**Your task:** Type out the data exactly as given. Skip any image.

**Dataset excerpt:**
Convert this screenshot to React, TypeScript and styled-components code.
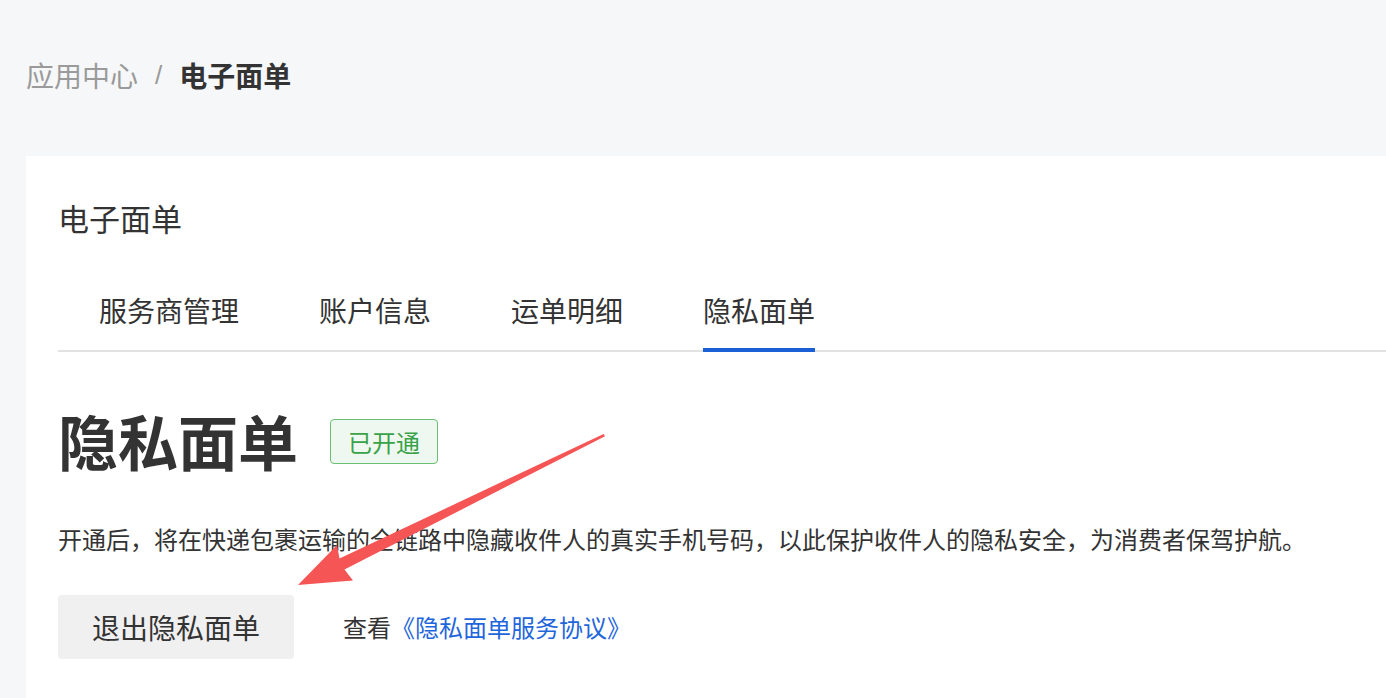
import React from "react";
import styled, { createGlobalStyle } from "styled-components";

const GlobalStyle = createGlobalStyle`
  html, body {
    margin: 0;
    padding: 0;
    background: #f6f7f9;
    font-family: "Noto Sans CJK SC", "Noto Sans", sans-serif;
    color: #333333;
  }
  #root {
    position: relative;
    min-height: 698px;
  }
`;

const Page = styled.div`
  padding-left: 26px;
  overflow: hidden;
  height: 698px;
  box-sizing: border-box;
`;

const Header = styled.div`
  height: 156px;
  box-sizing: border-box;
  padding-top: 57px;
  display: flex;
  align-items: flex-start;
  font-size: 28px;
  line-height: 36px;
`;

const Crumb = styled.span<{ $current?: boolean }>`
  color: ${(p) => (p.$current ? "#333333" : "#9a9a9a")};
  font-weight: ${(p) => (p.$current ? 700 : 400)};
`;

const Separator = styled.span`
  color: #9a9a9a;
  margin: 0 17px 0 17px;
  font-family: "Liberation Sans", sans-serif;
  font-size: 26px;
`;

const Card = styled.div`
  background: #ffffff;
  padding: 42px 0 80px 32px;
  min-height: 600px;
  box-sizing: border-box;
`;

const CardTitle = styled.div`
  font-size: 31px;
  line-height: 40px;
  color: #333333;
`;

const TabBar = styled.div`
  margin-top: 52px;
  display: flex;
  gap: 80px;
  padding-left: 41px;
  border-bottom: 2px solid #e2e2e2;
`;

const Tab = styled.div<{ $active?: boolean }>`
  position: relative;
  font-size: 28px;
  line-height: 40px;
  padding-bottom: 20px;
  color: #333333;
  cursor: pointer;
  &::after {
    content: "";
    display: ${(p) => (p.$active ? "block" : "none")};
    position: absolute;
    left: 0;
    right: 0;
    bottom: -2px;
    height: 4px;
    background: #1a5fd6;
  }
`;

const HeadingRow = styled.div`
  margin-top: 52px;
  display: flex;
  align-items: center;
  gap: 32px;
`;

const BigTitle = styled.h1`
  margin: 0;
  font-size: 60px;
  line-height: 72px;
  font-weight: 700;
  color: #333333;
`;

const Badge = styled.span`
  display: inline-flex;
  align-items: center;
  height: 45px;
  box-sizing: border-box;
  padding: 0 17px;
  margin-top: 3px;
  border: 1.5px solid #6abf72;
  border-radius: 4px;
  background: #eff8f0;
  color: #3aa34a;
  font-size: 24px;
  line-height: 1;
`;

const Description = styled.p`
  margin: 45px 0 0;
  font-size: 24px;
  line-height: 36px;
  color: #333333;
  white-space: nowrap;
`;

const ActionRow = styled.div`
  margin-top: 38px;
  display: flex;
  align-items: center;
  gap: 49px;
`;

const ExitButton = styled.button`
  height: 64px;
  width: 236px;
  border: none;
  border-radius: 4px;
  background: #f0f0f0;
  color: #333333;
  font-family: inherit;
  font-size: 28px;
  padding: 0;
  cursor: pointer;
`;

const AgreementText = styled.span`
  font-size: 24px;
  line-height: 36px;
  color: #333333;
`;

const AgreementLink = styled.a`
  color: #1f66dc;
  text-decoration: none;
`;

const ArrowOverlay = styled.svg`
  position: absolute;
  left: 0;
  top: 0;
  pointer-events: none;
`;

export default function App() {
  return (
    <>
      <GlobalStyle />
      <Page>
        <Header>
          <Crumb>应用中心</Crumb>
          <Separator>/</Separator>
          <Crumb $current>电子面单</Crumb>
        </Header>
        <Card>
          <CardTitle>电子面单</CardTitle>
          <TabBar>
            <Tab>服务商管理</Tab>
            <Tab>账户信息</Tab>
            <Tab>运单明细</Tab>
            <Tab $active>隐私面单</Tab>
          </TabBar>
          <HeadingRow>
            <BigTitle>隐私面单</BigTitle>
            <Badge>已开通</Badge>
          </HeadingRow>
          <Description>
            开通后，将在快递包裹运输的全链路中隐藏收件人的真实手机号码，以此保护收件人的隐私安全，为消费者保驾护航。
          </Description>
          <ActionRow>
            <ExitButton>退出隐私面单</ExitButton>
            <AgreementText>
              查看<AgreementLink href="#">《隐私面单服务协议》</AgreementLink>
            </AgreementText>
          </ActionRow>
        </Card>
      </Page>
      <ArrowOverlay width="1386" height="698" viewBox="0 0 1386 698">
        <polygon
          points="603.6,434 605,436.2 344.5,569.5 353,580.5 298,585 337,545 339.5,558.5"
          fill="#f55555"
        />
      </ArrowOverlay>
    </>
  );
}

**Correct response:**
Convert this screenshot to React, TypeScript and styled-components code.
import React from "react";
import styled, { createGlobalStyle } from "styled-components";

const GlobalStyle = createGlobalStyle`
  html, body {
    margin: 0;
    padding: 0;
    background: #f6f7f9;
    font-family: "Noto Sans CJK SC", "Noto Sans", sans-serif;
    color: #333333;
  }
  #root {
    position: relative;
    min-height: 698px;
  }
`;

const Page = styled.div`
  padding-left: 26px;
  overflow: hidden;
  height: 698px;
  box-sizing: border-box;
`;

const Header = styled.div`
  height: 156px;
  box-sizing: border-box;
  padding-top: 57px;
  display: flex;
  align-items: flex-start;
  font-size: 28px;
  line-height: 36px;
`;

const Crumb = styled.span<{ $current?: boolean }>`
  color: ${(p) => (p.$current ? "#333333" : "#9a9a9a")};
  font-weight: ${(p) => (p.$current ? 700 : 400)};
`;

const Separator = styled.span`
  color: #9a9a9a;
  margin: 0 17px 0 17px;
  font-family: "Liberation Sans", sans-serif;
  font-size: 26px;
`;

const Card = styled.div`
  background: #ffffff;
  padding: 42px 0 80px 32px;
  min-height: 600px;
  box-sizing: border-box;
`;

const CardTitle = styled.div`
  font-size: 31px;
  line-height: 40px;
  color: #333333;
`;

const TabBar = styled.div`
  margin-top: 52px;
  display: flex;
  gap: 80px;
  padding-left: 41px;
  border-bottom: 2px solid #e2e2e2;
`;

const Tab = styled.div<{ $active?: boolean }>`
  position: relative;
  font-size: 28px;
  line-height: 40px;
  padding-bottom: 20px;
  color: #333333;
  cursor: pointer;
  &::after {
    content: "";
    display: ${(p) => (p.$active ? "block" : "none")};
    position: absolute;
    left: 0;
    right: 0;
    bottom: -2px;
    height: 4px;
    background: #1a5fd6;
  }
`;

const HeadingRow = styled.div`
  margin-top: 52px;
  display: flex;
  align-items: center;
  gap: 32px;
`;

const BigTitle = styled.h1`
  margin: 0;
  font-size: 60px;
  line-height: 72px;
  font-weight: 700;
  color: #333333;
`;

const Badge = styled.span`
  display: inline-flex;
  align-items: center;
  height: 45px;
  box-sizing: border-box;
  padding: 0 17px;
  margin-top: 3px;
  border: 1.5px solid #6abf72;
  border-radius: 4px;
  background: #eff8f0;
  color: #3aa34a;
  font-size: 24px;
  line-height: 1;
`;

const Description = styled.p`
  margin: 45px 0 0;
  font-size: 24px;
  line-height: 36px;
  color: #333333;
  white-space: nowrap;
`;

const ActionRow = styled.div`
  margin-top: 38px;
  display: flex;
  align-items: center;
  gap: 49px;
`;

const ExitButton = styled.button`
  height: 64px;
  width: 236px;
  border: none;
  border-radius: 4px;
  background: #f0f0f0;
  color: #333333;
  font-family: inherit;
  font-size: 28px;
  padding: 0;
  cursor: pointer;
`;

const AgreementText = styled.span`
  font-size: 24px;
  line-height: 36px;
  color: #333333;
`;

const AgreementLink = styled.a`
  color: #1f66dc;
  text-decoration: none;
`;

const ArrowOverlay = styled.svg`
  position: absolute;
  left: 0;
  top: 0;
  pointer-events: none;
`;

export default function App() {
  return (
    <>
      <GlobalStyle />
      <Page>
        <Header>
          <Crumb>应用中心</Crumb>
          <Separator>/</Separator>
          <Crumb $current>电子面单</Crumb>
        </Header>
        <Card>
          <CardTitle>电子面单</CardTitle>
          <TabBar>
            <Tab>服务商管理</Tab>
            <Tab>账户信息</Tab>
            <Tab>运单明细</Tab>
            <Tab $active>隐私面单</Tab>
          </TabBar>
          <HeadingRow>
            <BigTitle>隐私面单</BigTitle>
            <Badge>已开通</Badge>
          </HeadingRow>
          <Description>
            开通后，将在快递包裹运输的全链路中隐藏收件人的真实手机号码，以此保护收件人的隐私安全，为消费者保驾护航。
          </Description>
          <ActionRow>
            <ExitButton>退出隐私面单</ExitButton>
            <AgreementText>
              查看<AgreementLink href="#">《隐私面单服务协议》</AgreementLink>
            </AgreementText>
          </ActionRow>
        </Card>
      </Page>
      <ArrowOverlay width="1386" height="698" viewBox="0 0 1386 698">
        <polygon
          points="603.6,434 605,436.2 344.5,569.5 353,580.5 298,585 337,545 339.5,558.5"
          fill="#f55555"
        />
      </ArrowOverlay>
    </>
  );
}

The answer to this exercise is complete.